On a related note, even if you don't compare a child to other people, they'll quickly learn that society values accomplishments and will feel pressure to perform in certain areas. It's really important that you not only acknowledge the things they excel at but also the things that inspire them to work hard and make an effort.
Experts on childhood cognition say that the best way to approach this is to focus not on what the child is (e.g. “You're so smart!”) but instead to focus on the process in which the child is engaging (e.g. “You're really concentrating on that!”).
When a child is under your care, it's completely natural to want to protect them from harm (both physical and emotional).

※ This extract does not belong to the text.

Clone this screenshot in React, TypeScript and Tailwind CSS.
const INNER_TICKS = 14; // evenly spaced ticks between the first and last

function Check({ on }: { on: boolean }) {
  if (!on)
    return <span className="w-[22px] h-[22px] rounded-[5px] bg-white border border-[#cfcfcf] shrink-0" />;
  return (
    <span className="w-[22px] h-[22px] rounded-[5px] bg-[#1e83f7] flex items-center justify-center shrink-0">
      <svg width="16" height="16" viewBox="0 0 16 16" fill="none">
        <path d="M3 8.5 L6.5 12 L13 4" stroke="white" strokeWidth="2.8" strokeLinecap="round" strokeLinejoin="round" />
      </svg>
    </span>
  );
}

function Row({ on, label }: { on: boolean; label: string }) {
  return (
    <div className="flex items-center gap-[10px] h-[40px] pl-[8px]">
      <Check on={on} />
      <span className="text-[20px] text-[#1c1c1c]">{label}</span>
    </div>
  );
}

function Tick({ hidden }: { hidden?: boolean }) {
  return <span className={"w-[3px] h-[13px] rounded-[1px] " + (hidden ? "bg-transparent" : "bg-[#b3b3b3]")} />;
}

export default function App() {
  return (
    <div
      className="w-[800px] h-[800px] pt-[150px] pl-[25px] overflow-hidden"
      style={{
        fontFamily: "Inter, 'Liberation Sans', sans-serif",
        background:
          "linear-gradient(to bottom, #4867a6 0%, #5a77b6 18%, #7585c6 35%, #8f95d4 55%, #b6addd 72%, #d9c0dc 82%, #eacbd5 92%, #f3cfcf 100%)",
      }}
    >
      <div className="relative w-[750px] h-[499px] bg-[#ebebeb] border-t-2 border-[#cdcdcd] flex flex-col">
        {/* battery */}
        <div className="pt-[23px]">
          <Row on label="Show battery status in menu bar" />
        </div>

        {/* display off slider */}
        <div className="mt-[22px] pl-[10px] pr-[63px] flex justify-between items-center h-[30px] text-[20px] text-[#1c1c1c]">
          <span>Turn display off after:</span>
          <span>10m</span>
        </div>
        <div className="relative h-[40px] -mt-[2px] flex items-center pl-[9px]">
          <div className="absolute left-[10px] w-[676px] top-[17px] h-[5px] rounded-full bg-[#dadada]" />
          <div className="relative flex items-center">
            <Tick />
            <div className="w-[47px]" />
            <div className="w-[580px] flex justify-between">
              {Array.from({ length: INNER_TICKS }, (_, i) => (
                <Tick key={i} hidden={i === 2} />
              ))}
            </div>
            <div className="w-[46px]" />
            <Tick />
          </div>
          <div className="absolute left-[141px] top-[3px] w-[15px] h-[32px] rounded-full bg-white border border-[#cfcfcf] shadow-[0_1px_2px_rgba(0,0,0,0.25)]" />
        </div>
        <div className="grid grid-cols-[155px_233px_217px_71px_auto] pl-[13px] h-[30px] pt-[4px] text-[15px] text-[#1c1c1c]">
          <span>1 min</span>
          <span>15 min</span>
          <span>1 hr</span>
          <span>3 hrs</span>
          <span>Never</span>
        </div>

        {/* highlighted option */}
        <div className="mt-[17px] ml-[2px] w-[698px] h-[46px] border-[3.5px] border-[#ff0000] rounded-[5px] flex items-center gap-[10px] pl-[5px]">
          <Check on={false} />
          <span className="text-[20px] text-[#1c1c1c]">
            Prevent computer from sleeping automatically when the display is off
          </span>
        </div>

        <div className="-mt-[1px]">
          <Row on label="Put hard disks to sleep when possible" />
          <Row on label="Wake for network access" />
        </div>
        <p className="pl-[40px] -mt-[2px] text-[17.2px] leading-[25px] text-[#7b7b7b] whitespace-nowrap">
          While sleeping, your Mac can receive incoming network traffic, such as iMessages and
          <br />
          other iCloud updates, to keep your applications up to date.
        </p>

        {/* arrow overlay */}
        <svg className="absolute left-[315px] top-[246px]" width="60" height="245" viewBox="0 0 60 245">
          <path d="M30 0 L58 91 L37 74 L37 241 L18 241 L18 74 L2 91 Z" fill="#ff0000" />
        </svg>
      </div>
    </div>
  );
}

However, research published in a leading psychology journal suggests that there are long-term negative consequences of preventing your child from ever facing any kind of adversity. While it's vital to keep children safe, they will become resilient if they face at least some obstacles and are allowed to take calculated risks. So, although it is sometimes appropriate to be cautious, make sure you don't monitor children so much that you stifle their growth and discourage them from learning bravery.
There are lots of things you can allow children to do in order to help them acquire a solid sense of responsibility. Good examples include small household chores, caring for a pet, and assisting you in the garden. While you might already think this is a good idea, you may not have considered exactly why it matters so much.

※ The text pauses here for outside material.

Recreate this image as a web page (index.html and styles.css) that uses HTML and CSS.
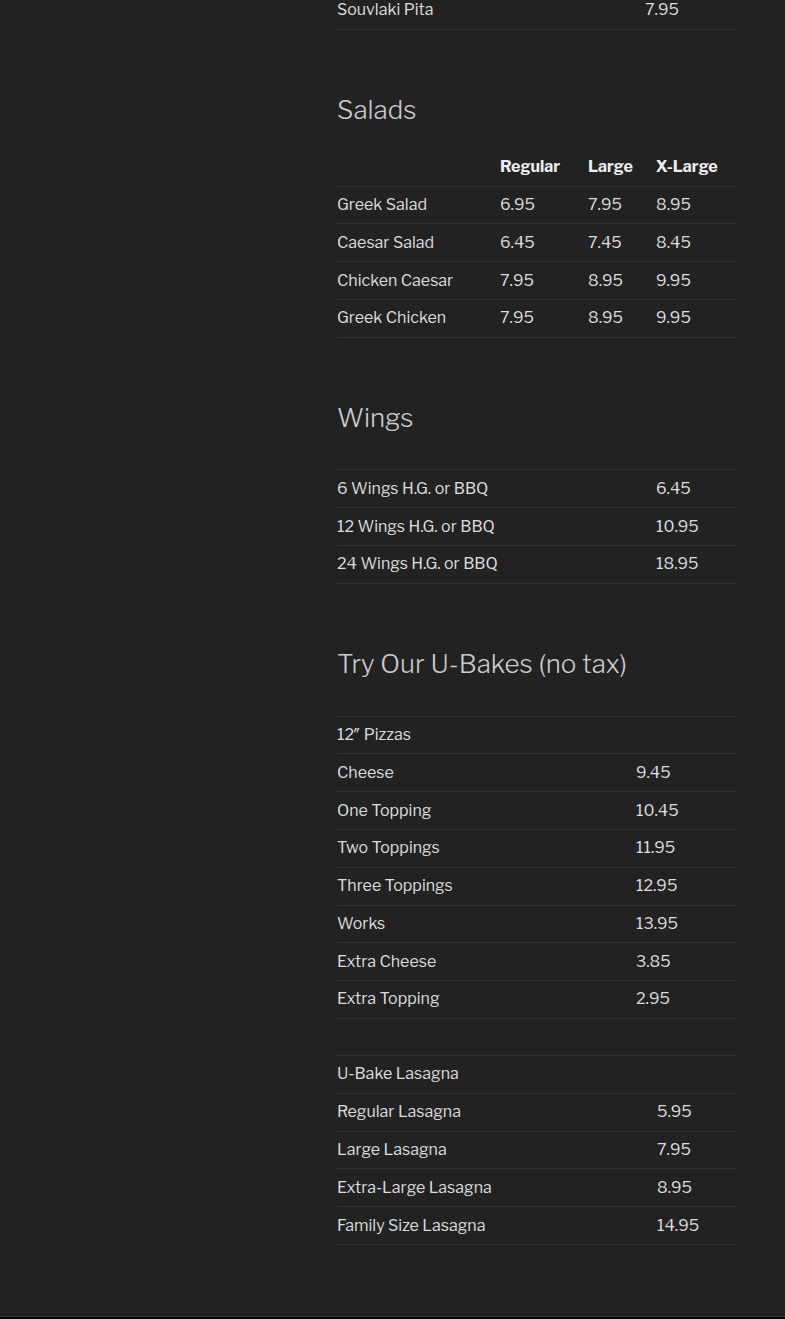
FILE: index.html
```html
<!DOCTYPE html>
<html lang="en">
<head>
<meta charset="utf-8">
<title>Menu</title>
<link rel="stylesheet" href="styles.css">
</head>
<body>
<div class="page">
  <main class="content">
    <table class="menu menu-pita">
      <tbody>
        <tr><td class="c1">Souvlaki Pita</td><td class="c2">7.95</td></tr>
      </tbody>
    </table>

    <h2>Salads</h2>
    <table class="menu menu-salads">
      <thead>
        <tr><th class="c1"></th><th class="c2">Regular</th><th class="c3">Large</th><th class="c4">X-Large</th></tr>
      </thead>
      <tbody>
        <tr><td>Greek Salad</td><td>6.95</td><td>7.95</td><td>8.95</td></tr>
        <tr><td>Caesar Salad</td><td>6.45</td><td>7.45</td><td>8.45</td></tr>
        <tr><td>Chicken Caesar</td><td>7.95</td><td>8.95</td><td>9.95</td></tr>
        <tr><td>Greek Chicken</td><td>7.95</td><td>8.95</td><td>9.95</td></tr>
      </tbody>
    </table>

    <h2>Wings</h2>
    <table class="menu menu-wings">
      <thead>
        <tr class="empty"><th class="c1"></th><th class="c2"></th></tr>
      </thead>
      <tbody>
        <tr><td>6 Wings H.G. or BBQ</td><td>6.45</td></tr>
        <tr><td>12 Wings H.G. or BBQ</td><td>10.95</td></tr>
        <tr><td>24 Wings H.G. or BBQ</td><td>18.95</td></tr>
      </tbody>
    </table>

    <h2>Try Our U-Bakes (no tax)</h2>
    <table class="menu menu-pizza">
      <thead>
        <tr class="empty"><th class="c1"></th><th class="c2"></th></tr>
      </thead>
      <tbody>
        <tr><td>12″ Pizzas</td><td></td></tr>
        <tr><td>Cheese</td><td>9.45</td></tr>
        <tr><td>One Topping</td><td>10.45</td></tr>
        <tr><td>Two Toppings</td><td>11.95</td></tr>
        <tr><td>Three Toppings</td><td>12.95</td></tr>
        <tr><td>Works</td><td>13.95</td></tr>
        <tr><td>Extra Cheese</td><td>3.85</td></tr>
        <tr><td>Extra Topping</td><td>2.95</td></tr>
      </tbody>
    </table>

    <table class="menu menu-lasagna">
      <thead>
        <tr class="empty"><th class="c1"></th><th class="c2"></th></tr>
      </thead>
      <tbody>
        <tr><td>U-Bake Lasagna</td><td></td></tr>
        <tr><td>Regular Lasagna</td><td>5.95</td></tr>
        <tr><td>Large Lasagna</td><td>7.95</td></tr>
        <tr><td>Extra-Large Lasagna</td><td>8.95</td></tr>
        <tr><td>Family Size Lasagna</td><td>14.95</td></tr>
      </tbody>
    </table>
  </main>
  <footer class="footer"></footer>
</div>
</body>
</html>
```

FILE: styles.css
```css
html, body {
  margin: 0;
  padding: 0;
  background: #222;
}
body {
  font-family: "Libre Franklin", Roboto, "Liberation Sans", sans-serif;
  font-size: 16px;
  color: #ddd;
}
.page {
  min-height: 1319px;
  display: flex;
  flex-direction: column;
}
.content {
  flex: 1;
  width: 400px;
  margin: -8px 0 0 337px;
  padding-bottom: 36px;
}
h2 {
  margin: 64px 0 23px;
  font-size: 26px;
  line-height: 32px;
  font-weight: 300;
  color: #ccc;
}
.menu {
  width: 100%;
  border-collapse: collapse;
  table-layout: fixed;
  margin: 0;
}
.menu + .menu {
  margin-top: 23.4px;
}
.menu tr {
  border-bottom: 1px solid #333;
}
.menu td, .menu th {
  box-sizing: border-box;
  padding: 6.4px 6px;
  line-height: 24px;
  text-align: left;
  vertical-align: top;
}
.menu td:first-child, .menu th:first-child {
  padding-left: 0;
}
.menu th {
  font-weight: 700;
  color: #eee;
}
.menu tr.empty th {
  padding-top: 6.4px;
  padding-bottom: 6.4px;
  line-height: 0;
  height: 0;
}
.menu-pita .c1 { width: 302px; }
.menu-salads .c1 { width: 157px; }
.menu-salads .c2 { width: 88px; }
.menu-salads .c3 { width: 68px; }
.menu-salads .c4 { width: 87px; }
.menu-wings .c1 { width: 313px; }
.menu-pizza .c1 { width: 293px; }
.menu-lasagna .c1 { width: 314px; }
.footer {
  height: 2px;
  border-top: 1px solid #333;
  background: #000;
}
```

Experts say that this autonomy and responsibility gives children a sense that they are capable, adaptable people. On the contrary, trying to micromanage children typically leads them to believe that there are many things they can't do. This can limit their happiness not only in childhood but also in adulthood.

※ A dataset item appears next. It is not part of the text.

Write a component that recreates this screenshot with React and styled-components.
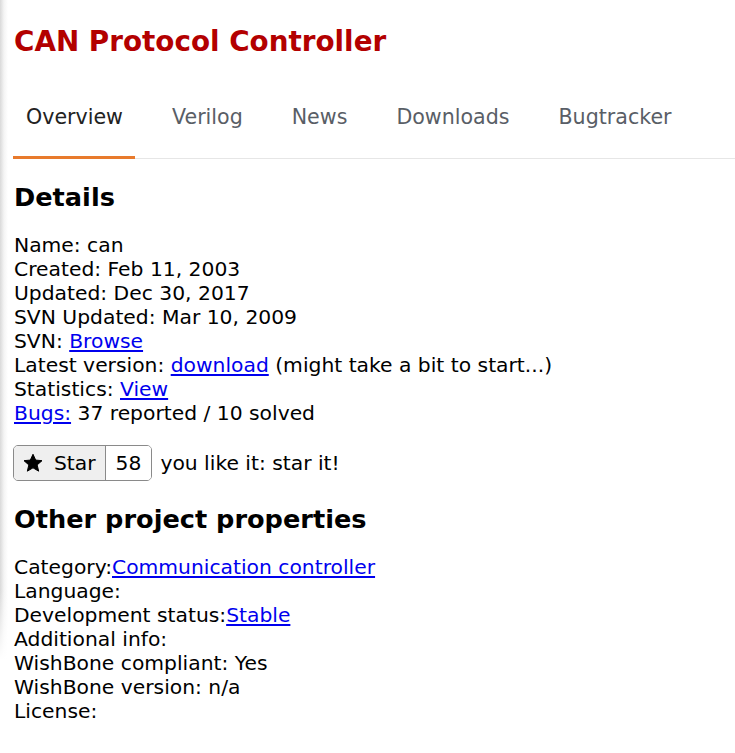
import React from "react";
import styled, { createGlobalStyle } from "styled-components";

const Global = createGlobalStyle`
  html, body { margin: 0; padding: 0; }
  body {
    min-height: 753px;
    font-family: "DejaVu Sans", Verdana, sans-serif;
    color: #000;
    background:
      linear-gradient(to bottom, rgba(255,255,255,0) 590px, #fff 660px),
      linear-gradient(to right, #d9d9d9 0px, #f4f4f4 4px, #fff 8px);
    background-repeat: no-repeat;
  }
`;

const Page = styled.main`
  padding: 25px 0 0 14px;
`;

const Title = styled.h1`
  margin: 0;
  font-size: 27.8px;
  font-weight: bold;
  line-height: 33px;
  color: #b30000;
`;

const TabList = styled.nav`
  display: flex;
  gap: 24px;
  margin: 20px 0 0 -1px;
  border-bottom: 1px solid #e6e6e6;
`;

const Tab = styled.a`
  display: block;
  padding: 27px 12px 27px 13px;
  font-size: 20.6px;
  line-height: 24px;
  color: ${(p) => (p.$active ? "#222" : "#595e66")};
  text-decoration: none;
  border-bottom: 3px solid ${(p) => (p.$active ? "#e87a2c" : "transparent")};
  margin-bottom: -1px;
`;

const Heading = styled.h2`
  margin: ${(p) => (p.$first ? "23px" : "0")} 0 21px;
  font-size: 25.6px;
  line-height: 30px;
  font-weight: bold;
`;

const Lines = styled.div`
  font-size: 20.3px;
  line-height: 24px;
`;

const Line = styled.div``;

const Link = styled.a`
  color: #0000ee;
  text-decoration: underline;
`;

const StarRow = styled.div`
  display: flex;
  align-items: center;
  gap: 8px;
  margin: 20px 0 23px -1px;
  font-size: 20.3px;
`;

const StarButton = styled.div`
  display: flex;
  height: 36px;
  box-sizing: border-box;
  border: 1px solid #8a8a8a;
  border-radius: 5px;
  overflow: hidden;
`;

const StarLabel = styled.span`
  display: flex;
  align-items: center;
  gap: 11px;
  padding: 0 9px 0 9px;
  background: #efefef;
  border-right: 1px solid #8a8a8a;
`;

const StarCount = styled.span`
  display: flex;
  align-items: center;
  padding: 0 10px 0 10px;
  background: #fff;
`;

const StarIcon = () => (
  <svg width="20" height="20" viewBox="0 0 24 24" aria-hidden="true">
    <path
      d="M12 1.5l3.2 7 7.6.7-5.8 5.1 1.8 7.5L12 17.8l-6.8 4 1.8-7.5-5.8-5.1 7.6-.7z"
      fill="#000"
      stroke="#000"
      strokeWidth="1.2"
      strokeLinejoin="round"
    />
  </svg>
);

export default function App() {
  return (
    <>
      <Global />
      <Page>
        <Title>CAN Protocol Controller</Title>
        <TabList>
          <Tab $active href="#">Overview</Tab>
          <Tab href="#">Verilog</Tab>
          <Tab href="#">News</Tab>
          <Tab href="#">Downloads</Tab>
          <Tab href="#">Bugtracker</Tab>
        </TabList>

        <Heading $first>Details</Heading>
        <Lines>
          <Line>Name: can</Line>
          <Line>Created: Feb 11, 2003</Line>
          <Line>Updated: Dec 30, 2017</Line>
          <Line>SVN Updated: Mar 10, 2009</Line>
          <Line>SVN: <Link href="#">Browse</Link></Line>
          <Line>
            Latest version: <Link href="#">download</Link> (might take a bit to start...)
          </Line>
          <Line>Statistics: <Link href="#">View</Link></Line>
          <Line><Link href="#">Bugs:</Link> 37 reported / 10 solved</Line>
        </Lines>

        <StarRow>
          <StarButton>
            <StarLabel><StarIcon />Star</StarLabel>
            <StarCount>58</StarCount>
          </StarButton>
          <span>you like it: star it!</span>
        </StarRow>

        <Heading>Other project properties</Heading>
        <Lines>
          <Line>Category:<Link href="#">Communication controller</Link></Line>
          <Line>Language:</Line>
          <Line>Development status:<Link href="#">Stable</Link></Line>
          <Line>Additional info:</Line>
          <Line>WishBone compliant: Yes</Line>
          <Line>WishBone version: n/a</Line>
          <Line>License:</Line>
        </Lines>
      </Page>
    </>
  );
}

When you have certain habits, structured activities, and group events, you create a sense of a stable household for a child.
There are dozens of different ways to establish family traditions, so you can tailor them to your family's preferences. In fact, researchers working at the Childhood Development Institute note that family traditions are important in at least five different ways.
Specifically, these traditions:
Don't mistake fostering a child's happiness with entirely excluding negative emotions. If you discourage a child from expressing sadness, anger, envy, or fear then they learn to repress certain feelings and also never learn that difficult emotions have real value.
So, when your child displays one of these feelings, don't punish them or give them the impression that the feelings are real.
Instead, focus on teaching them productive, healthy ways to explore and move through their negative feelings. Help children to understand that everyone experiences these types of emotions and that they can be useful learning experiences.
It may be useful to share some examples from your own life with older children.
This tip might seem obvious, but researchers are keen to remind us that we might underestimate the importance of making happy memories with children. This actually teaches children to be both happy and compassionate adults.
For example, in one study conducted at Harvard, psychologists found that adults recalling positive memories from childhood were thereafter more likely to help with a task, evaluate negative behavior as inappropriate, and give more money to charity.
So, when you plan a great trip, laugh with your children or play a game, you are creating experiences that will encourage morally good, loving behavior later in life.
It's tempting to think a lot about childhood education and to encourage children to do as many edifying activities as possible. That being said, it's so important to allow children to enjoy a life without the weight of adult concerns. This is especially important in the very young, but there's strong evidence that it matters all the way up to adolescence.
Professor Gray from Boston College's psychology department explains that play actually provides opportunities for children to learn from each other. In addition, it allows them to experiment with their imaginations, develop social skills and learn about their preferences.
Whether you're a parent, an auntie, or an educator, try your best to be mindful of the adult problems that you expose children to in everyday life. Remember that they are neurologically developing at an incredibly fast rate and that being around adult conflict can foster insecurity, anxiety, and confusion.
If you need to have a difficult conversation with another adult, take it to a different room and make sure you're not overheard.
Further, do your best to remain calm, cordial, and reasonable with other adults any time you're in front of children, even if you have unresolved issues to deal with.
Finally, don't forget that one of the best things you can do for children is to cultivate happiness in your own life. This not only gives them a positive atmosphere in which to thrive but also models how people can successfully engage and overcome challenges.
Maintaining your own happiness involves regularly taking time for your own hobbies. Plus, try to work on things that are holding you back in your emotional life, and holding healthy boundaries in your relationships with other adults. The children in your life likely care a lot about your happiness. So if you're smiling and having a great time, they'll feel free to relax and do the same.